## WRITTEN EXERCISE
Select and copy out every line in the records containing "styles".

## MATERIALS PROVIDED
★ ★ ★ ★

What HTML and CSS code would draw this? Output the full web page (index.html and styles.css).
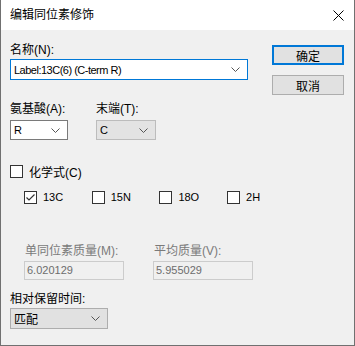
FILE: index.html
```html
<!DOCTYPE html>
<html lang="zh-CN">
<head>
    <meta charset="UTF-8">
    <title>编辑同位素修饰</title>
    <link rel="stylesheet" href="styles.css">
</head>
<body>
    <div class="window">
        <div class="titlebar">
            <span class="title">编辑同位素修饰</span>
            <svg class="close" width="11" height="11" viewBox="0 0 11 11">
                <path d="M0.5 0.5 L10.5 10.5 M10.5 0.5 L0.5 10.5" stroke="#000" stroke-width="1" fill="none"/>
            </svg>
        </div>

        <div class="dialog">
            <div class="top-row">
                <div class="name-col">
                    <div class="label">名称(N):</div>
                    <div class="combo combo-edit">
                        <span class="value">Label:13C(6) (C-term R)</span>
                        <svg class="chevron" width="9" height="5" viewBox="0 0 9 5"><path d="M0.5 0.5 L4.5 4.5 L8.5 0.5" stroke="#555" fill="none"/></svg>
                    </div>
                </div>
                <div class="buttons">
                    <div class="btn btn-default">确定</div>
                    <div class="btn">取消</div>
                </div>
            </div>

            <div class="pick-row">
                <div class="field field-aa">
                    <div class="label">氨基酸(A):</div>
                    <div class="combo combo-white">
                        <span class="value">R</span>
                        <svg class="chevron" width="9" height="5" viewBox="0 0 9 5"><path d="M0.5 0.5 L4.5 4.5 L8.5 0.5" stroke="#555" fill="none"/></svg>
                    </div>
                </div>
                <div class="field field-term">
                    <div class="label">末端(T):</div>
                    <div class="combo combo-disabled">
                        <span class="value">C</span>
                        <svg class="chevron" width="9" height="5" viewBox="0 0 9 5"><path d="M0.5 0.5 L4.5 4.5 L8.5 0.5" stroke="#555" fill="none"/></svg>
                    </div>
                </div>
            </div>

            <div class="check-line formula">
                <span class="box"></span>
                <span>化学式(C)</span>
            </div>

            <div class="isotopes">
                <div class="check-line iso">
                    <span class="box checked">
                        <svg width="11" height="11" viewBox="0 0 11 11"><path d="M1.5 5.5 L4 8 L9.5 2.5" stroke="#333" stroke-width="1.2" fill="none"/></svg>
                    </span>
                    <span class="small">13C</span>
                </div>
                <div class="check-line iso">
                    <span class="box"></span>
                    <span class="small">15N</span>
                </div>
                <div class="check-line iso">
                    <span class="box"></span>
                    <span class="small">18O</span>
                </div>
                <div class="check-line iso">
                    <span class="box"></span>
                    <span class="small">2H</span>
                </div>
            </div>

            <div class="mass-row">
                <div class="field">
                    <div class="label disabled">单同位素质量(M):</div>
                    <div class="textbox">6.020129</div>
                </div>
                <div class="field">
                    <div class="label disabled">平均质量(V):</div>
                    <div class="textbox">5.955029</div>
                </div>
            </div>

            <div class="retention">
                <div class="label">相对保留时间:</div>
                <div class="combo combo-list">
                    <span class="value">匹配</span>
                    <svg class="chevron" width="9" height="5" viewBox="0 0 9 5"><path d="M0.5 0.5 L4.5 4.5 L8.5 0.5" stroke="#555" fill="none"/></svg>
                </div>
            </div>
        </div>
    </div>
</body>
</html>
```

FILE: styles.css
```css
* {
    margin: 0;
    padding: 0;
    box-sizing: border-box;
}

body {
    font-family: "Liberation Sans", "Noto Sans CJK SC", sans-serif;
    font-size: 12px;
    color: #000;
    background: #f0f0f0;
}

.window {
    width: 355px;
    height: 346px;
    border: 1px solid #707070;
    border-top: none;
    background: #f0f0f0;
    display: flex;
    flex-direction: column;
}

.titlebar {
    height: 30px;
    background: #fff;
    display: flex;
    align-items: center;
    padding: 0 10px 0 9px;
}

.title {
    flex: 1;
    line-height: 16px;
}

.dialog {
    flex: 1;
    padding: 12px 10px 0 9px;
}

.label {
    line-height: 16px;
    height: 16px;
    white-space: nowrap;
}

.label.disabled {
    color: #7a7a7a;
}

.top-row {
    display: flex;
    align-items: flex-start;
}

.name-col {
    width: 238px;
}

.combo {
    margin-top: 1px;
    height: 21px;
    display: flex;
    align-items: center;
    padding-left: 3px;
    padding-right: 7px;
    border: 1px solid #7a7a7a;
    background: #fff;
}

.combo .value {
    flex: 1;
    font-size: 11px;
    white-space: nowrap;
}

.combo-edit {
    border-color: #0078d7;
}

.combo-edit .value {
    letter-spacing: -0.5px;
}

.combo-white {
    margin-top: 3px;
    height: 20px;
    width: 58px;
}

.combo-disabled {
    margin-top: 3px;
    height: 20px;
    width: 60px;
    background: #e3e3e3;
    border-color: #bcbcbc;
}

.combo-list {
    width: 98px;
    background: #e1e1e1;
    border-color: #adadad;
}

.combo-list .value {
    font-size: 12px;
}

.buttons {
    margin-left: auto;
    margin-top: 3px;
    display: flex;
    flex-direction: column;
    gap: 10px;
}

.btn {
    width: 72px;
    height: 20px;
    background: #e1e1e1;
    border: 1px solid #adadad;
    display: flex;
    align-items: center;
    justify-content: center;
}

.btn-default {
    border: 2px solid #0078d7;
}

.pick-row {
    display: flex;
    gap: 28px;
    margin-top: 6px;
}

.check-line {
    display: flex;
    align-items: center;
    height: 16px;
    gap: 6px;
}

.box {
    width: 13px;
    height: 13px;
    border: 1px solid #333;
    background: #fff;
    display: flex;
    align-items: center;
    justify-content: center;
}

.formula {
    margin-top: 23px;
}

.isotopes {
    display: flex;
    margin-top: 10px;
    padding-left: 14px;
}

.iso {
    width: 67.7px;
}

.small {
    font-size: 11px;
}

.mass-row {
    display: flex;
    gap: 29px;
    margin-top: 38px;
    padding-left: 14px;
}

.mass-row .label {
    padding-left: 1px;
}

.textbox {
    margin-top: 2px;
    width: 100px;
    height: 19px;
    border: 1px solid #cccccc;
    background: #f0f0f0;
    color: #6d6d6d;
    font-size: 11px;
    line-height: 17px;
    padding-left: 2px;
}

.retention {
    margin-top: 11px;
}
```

★ ★ ★ ★

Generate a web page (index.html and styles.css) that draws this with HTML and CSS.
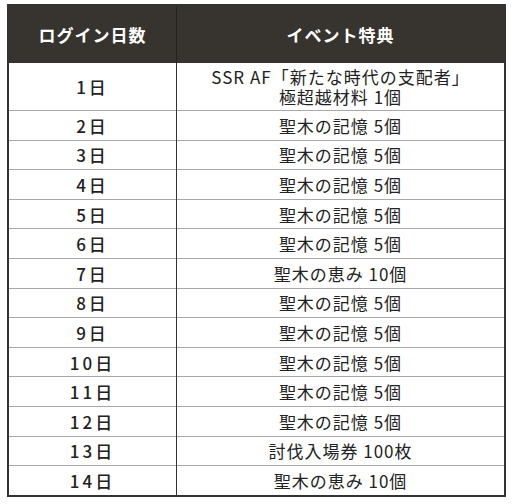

★ ★ ★ ★

## SOLUTION
What HTML and CSS code would draw this? Output the full web page (index.html and styles.css).
    <link rel="stylesheet" href="styles.css">
FILE: styles.css
Generate a web page (index.html and styles.css) that draws this with HTML and CSS.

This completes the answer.